Es war die Zeit, in der Europas Juden, vor dem Hintergrund eines
zunehmenden Antisemitismus, über Auswege berieten, in der die
Idee des Zionismus Konturen annahm, in der die Vision einer
Rückkehr nach Palästina - aber nicht als Flucht, sondern
als Neuanfang - verstanden wurde. Bezalel war deshalb von Beginn an
weit mehr als eine Ausbildungsstätte, nämlich
tatsächlich jenes identitätsstiftende Zentrum. Die
ausgestellten Arbeiten der ersten Künstlergeneration sprechen
davon. Ob nun verzierte Teller und Uhren, ob Wandteppiche oder
Gemälde, sie alle erzählen von einem neuen, bis heute
gültigen Selbstverständnis in Israel: der Bindung an den
Ort. "Das ist der Unterschied zwischen Juden und Israelis. Ein Jude
definiert sich durch das Blut. Er ist Jude, weil seine Mutter
Jüdin ist. Ein Israeli aber definiert sich durch den Ort. Das
ist ganz zentral für einen Israeli, denn es geht nicht nur um
einen Ort, sondern um ein Konzept", sagt LeVitte Harten. Ein
Konzept, dem die Ausstellung bereits in ihrem Titel gerecht wird.
Als Nachfahren der alten Hebräer, ihrer historischen
Vorväter auf dem Gebiet des heutigen Israels, verstanden sich
die Einwanderer als "Neue Hebräer". Um diese Kontinuität
zu dokumentieren, präsentiert der Gropuis-Bau einen
regelrechten Schatz: eine 2000 Jahre alte Tempelrolle von Qumran
mit ihren religiösen Unterweisungen.
Als Neue Hebräer transportierten auch die Künstler
zunächst nicht einfach nur Vorstellungen eines friedlichen
Miteinanders zu den Arabern. Sie gingen weit darüber hinaus.
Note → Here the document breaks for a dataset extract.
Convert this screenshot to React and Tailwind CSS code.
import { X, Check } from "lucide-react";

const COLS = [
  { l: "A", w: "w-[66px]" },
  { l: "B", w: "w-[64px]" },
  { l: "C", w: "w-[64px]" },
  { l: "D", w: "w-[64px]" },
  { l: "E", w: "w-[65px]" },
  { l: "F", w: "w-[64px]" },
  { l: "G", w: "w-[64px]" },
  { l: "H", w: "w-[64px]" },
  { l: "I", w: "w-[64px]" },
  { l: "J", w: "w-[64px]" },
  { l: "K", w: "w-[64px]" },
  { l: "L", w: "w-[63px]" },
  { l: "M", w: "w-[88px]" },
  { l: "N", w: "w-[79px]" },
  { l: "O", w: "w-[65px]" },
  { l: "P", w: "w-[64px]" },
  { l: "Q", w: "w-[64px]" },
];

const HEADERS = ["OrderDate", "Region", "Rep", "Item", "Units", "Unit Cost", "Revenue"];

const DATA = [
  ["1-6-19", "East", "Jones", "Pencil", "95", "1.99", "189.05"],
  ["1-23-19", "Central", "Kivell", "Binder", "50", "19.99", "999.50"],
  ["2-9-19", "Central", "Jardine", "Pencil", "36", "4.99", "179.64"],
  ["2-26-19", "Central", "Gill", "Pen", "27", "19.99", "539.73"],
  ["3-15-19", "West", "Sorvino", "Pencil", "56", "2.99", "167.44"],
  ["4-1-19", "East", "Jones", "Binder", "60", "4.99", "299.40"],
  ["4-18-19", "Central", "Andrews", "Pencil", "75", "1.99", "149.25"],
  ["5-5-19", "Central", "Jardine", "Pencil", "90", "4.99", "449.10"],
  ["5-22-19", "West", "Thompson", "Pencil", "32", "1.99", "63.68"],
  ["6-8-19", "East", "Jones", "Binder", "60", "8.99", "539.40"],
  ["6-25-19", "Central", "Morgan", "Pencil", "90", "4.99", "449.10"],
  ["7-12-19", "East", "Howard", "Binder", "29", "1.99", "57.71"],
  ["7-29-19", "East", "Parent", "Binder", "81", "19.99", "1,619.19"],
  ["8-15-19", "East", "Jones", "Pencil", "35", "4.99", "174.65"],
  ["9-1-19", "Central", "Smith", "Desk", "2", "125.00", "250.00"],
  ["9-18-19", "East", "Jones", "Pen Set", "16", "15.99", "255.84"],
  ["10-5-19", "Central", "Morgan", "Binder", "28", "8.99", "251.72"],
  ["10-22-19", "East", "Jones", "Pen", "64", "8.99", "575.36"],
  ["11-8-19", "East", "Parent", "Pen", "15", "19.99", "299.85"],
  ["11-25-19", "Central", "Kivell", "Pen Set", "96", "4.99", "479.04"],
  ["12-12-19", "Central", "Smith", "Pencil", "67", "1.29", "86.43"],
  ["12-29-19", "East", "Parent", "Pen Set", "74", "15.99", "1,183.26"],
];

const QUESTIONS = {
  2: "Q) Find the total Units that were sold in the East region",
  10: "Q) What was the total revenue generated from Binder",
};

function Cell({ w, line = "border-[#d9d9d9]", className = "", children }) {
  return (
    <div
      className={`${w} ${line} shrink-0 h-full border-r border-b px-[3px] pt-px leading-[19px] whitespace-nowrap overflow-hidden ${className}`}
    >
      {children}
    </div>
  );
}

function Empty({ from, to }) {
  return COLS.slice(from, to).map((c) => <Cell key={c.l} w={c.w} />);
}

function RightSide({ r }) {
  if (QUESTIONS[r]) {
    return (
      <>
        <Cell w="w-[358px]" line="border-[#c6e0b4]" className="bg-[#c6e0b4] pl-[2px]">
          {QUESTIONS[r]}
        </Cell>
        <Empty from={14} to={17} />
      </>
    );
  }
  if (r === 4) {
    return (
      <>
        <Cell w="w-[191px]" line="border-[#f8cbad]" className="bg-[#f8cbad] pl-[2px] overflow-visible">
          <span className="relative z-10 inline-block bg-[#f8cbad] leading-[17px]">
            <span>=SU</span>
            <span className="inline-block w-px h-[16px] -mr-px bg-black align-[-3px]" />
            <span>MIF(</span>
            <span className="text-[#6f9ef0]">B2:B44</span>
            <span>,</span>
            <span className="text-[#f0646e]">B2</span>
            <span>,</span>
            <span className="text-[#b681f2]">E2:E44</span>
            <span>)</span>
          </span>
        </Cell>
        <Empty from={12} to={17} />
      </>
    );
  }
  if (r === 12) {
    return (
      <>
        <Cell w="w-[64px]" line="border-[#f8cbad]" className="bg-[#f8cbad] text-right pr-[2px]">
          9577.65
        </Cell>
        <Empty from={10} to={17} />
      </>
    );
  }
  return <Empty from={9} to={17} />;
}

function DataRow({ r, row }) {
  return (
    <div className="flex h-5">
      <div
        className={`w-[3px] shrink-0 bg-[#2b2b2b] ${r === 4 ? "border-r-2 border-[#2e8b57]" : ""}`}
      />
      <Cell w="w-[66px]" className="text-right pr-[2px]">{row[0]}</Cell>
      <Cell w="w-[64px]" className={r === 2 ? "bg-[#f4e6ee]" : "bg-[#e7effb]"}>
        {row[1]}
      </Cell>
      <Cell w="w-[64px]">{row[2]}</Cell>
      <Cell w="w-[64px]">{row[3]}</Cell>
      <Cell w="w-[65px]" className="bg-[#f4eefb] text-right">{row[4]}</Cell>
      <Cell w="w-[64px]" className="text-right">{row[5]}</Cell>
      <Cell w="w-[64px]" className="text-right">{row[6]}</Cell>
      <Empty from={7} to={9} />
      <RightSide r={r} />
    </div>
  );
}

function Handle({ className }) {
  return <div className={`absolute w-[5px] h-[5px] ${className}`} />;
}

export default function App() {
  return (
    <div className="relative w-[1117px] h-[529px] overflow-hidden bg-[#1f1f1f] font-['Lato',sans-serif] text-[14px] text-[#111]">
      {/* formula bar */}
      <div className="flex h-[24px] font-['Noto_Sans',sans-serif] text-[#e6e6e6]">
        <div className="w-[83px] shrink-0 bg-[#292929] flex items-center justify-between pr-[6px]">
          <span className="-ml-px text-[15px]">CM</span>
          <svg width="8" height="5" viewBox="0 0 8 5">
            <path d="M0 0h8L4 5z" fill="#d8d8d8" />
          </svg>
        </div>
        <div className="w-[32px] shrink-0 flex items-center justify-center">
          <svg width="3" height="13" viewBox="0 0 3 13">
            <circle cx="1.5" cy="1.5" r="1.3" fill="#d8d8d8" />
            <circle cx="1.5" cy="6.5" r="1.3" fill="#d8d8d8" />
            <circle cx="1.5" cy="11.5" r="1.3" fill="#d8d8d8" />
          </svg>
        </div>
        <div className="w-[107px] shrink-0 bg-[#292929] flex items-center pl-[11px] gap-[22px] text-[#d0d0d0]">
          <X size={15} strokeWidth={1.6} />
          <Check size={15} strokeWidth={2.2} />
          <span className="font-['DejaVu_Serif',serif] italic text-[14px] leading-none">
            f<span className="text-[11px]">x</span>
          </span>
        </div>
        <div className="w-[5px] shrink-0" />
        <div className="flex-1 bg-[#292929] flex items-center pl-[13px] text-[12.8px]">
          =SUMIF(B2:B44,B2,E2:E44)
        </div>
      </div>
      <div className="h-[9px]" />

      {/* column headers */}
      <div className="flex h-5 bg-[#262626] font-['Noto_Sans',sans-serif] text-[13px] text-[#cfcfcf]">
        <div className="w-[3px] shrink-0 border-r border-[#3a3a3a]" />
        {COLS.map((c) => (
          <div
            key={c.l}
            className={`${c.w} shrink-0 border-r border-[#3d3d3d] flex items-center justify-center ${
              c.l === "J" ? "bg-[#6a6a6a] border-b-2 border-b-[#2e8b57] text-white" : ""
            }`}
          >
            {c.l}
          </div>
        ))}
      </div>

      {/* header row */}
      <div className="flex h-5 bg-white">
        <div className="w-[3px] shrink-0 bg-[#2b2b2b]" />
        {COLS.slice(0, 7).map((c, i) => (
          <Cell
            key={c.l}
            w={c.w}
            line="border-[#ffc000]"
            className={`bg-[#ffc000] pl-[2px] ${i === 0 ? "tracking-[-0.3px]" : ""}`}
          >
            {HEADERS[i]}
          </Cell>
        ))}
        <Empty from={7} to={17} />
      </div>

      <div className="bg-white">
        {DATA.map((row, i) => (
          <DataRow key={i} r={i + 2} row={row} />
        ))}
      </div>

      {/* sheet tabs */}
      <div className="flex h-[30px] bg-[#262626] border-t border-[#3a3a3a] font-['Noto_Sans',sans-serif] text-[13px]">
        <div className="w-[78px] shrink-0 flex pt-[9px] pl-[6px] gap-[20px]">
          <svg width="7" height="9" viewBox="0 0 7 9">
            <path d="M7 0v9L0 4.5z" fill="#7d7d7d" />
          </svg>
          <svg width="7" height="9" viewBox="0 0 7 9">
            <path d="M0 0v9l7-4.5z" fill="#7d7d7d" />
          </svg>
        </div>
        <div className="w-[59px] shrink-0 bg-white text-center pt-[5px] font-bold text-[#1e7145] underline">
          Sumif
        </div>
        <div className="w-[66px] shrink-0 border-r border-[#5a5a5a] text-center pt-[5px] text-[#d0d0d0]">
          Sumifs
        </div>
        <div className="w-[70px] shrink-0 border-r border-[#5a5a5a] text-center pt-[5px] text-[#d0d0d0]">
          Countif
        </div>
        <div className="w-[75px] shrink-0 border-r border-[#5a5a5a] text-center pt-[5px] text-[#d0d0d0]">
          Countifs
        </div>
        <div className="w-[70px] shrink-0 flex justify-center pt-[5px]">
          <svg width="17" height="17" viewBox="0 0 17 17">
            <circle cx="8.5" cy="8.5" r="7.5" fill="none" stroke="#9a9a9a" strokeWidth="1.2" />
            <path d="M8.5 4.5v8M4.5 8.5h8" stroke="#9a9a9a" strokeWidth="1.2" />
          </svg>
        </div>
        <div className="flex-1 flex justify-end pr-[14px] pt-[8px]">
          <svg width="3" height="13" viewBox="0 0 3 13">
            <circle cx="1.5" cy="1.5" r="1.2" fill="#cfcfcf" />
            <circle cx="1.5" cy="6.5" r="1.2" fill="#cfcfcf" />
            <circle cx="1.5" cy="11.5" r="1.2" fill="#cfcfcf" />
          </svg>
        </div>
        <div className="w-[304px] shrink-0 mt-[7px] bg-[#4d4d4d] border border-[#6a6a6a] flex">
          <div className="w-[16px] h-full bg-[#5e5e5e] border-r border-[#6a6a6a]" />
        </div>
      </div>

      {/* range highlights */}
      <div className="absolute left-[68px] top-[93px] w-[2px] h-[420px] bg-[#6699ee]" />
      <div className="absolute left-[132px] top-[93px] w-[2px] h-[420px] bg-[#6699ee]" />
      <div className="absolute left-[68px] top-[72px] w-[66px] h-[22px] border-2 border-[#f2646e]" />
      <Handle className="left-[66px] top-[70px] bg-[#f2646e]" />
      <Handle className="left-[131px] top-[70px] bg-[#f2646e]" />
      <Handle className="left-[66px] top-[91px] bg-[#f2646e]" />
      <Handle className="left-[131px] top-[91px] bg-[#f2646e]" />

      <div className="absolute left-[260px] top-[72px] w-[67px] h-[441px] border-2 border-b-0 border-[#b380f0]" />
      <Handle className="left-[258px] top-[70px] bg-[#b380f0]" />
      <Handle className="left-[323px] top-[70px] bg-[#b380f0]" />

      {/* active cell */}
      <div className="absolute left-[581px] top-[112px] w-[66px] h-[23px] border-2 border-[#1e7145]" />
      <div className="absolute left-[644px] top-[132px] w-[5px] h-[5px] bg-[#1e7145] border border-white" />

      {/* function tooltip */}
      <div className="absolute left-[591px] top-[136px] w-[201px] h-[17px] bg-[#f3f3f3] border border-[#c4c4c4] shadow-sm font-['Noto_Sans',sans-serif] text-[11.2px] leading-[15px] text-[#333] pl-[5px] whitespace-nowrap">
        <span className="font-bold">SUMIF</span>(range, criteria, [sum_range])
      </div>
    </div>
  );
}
In den 20er-Jahren avancierte der Araber zu "einem Modell, dem man
näher kommen wollte, weil er das Modell der alten Hebräer
verkörperte", so LeVitte Harten. Nicht nur in der Kunst formte
man den Neuen Hebräer nach diesen Vorbildern. Viele Fotos
dokumentieren das alltägliche Miteinander. Nach arabischen
Angriffen 1929, denen mehr als 100 Juden zum Opfer fielen, kippte
das Bild. Orientalische Themen gingen in der Kunst drastisch
zurück, "die Zeit der Erstlingsfrüchte war vorüber",
heißt es dazu im Katalog. In der zeitgenössischen Kunst
habe sich dieses Bild wieder gewandelt, erläutert LeVitte
Harten. "Es gibt unheimlich viel Sympathie mit der Figur des
Arabers." Das äußere sich oft nicht direkt, "weil niemand
Plakativkunst machen möchte". "Aber man sieht die Araber in
der Zwiespältigkeit des Konflikts." Man sehe zugleich auch die
Israelis in der selben Zwiespältigkeit.
Eine Lösung für diesen auch in dieser Ausstellung
übermächtigen Konflikt wird man hier aber nicht finden.
"Man ist etwas machtlos, weil, was kann die Kunst machen? Sie kann
nur zeigen, wie schrecklich die Situation ist." Und so endet die
Schau mit einer Frage des Künstlers James Lee Byars, mit
weißer Schrift auf einer schwarzen deutschen Flagge "Sollen
alle Juden aus Israel zurück nach Deutschland gehen?"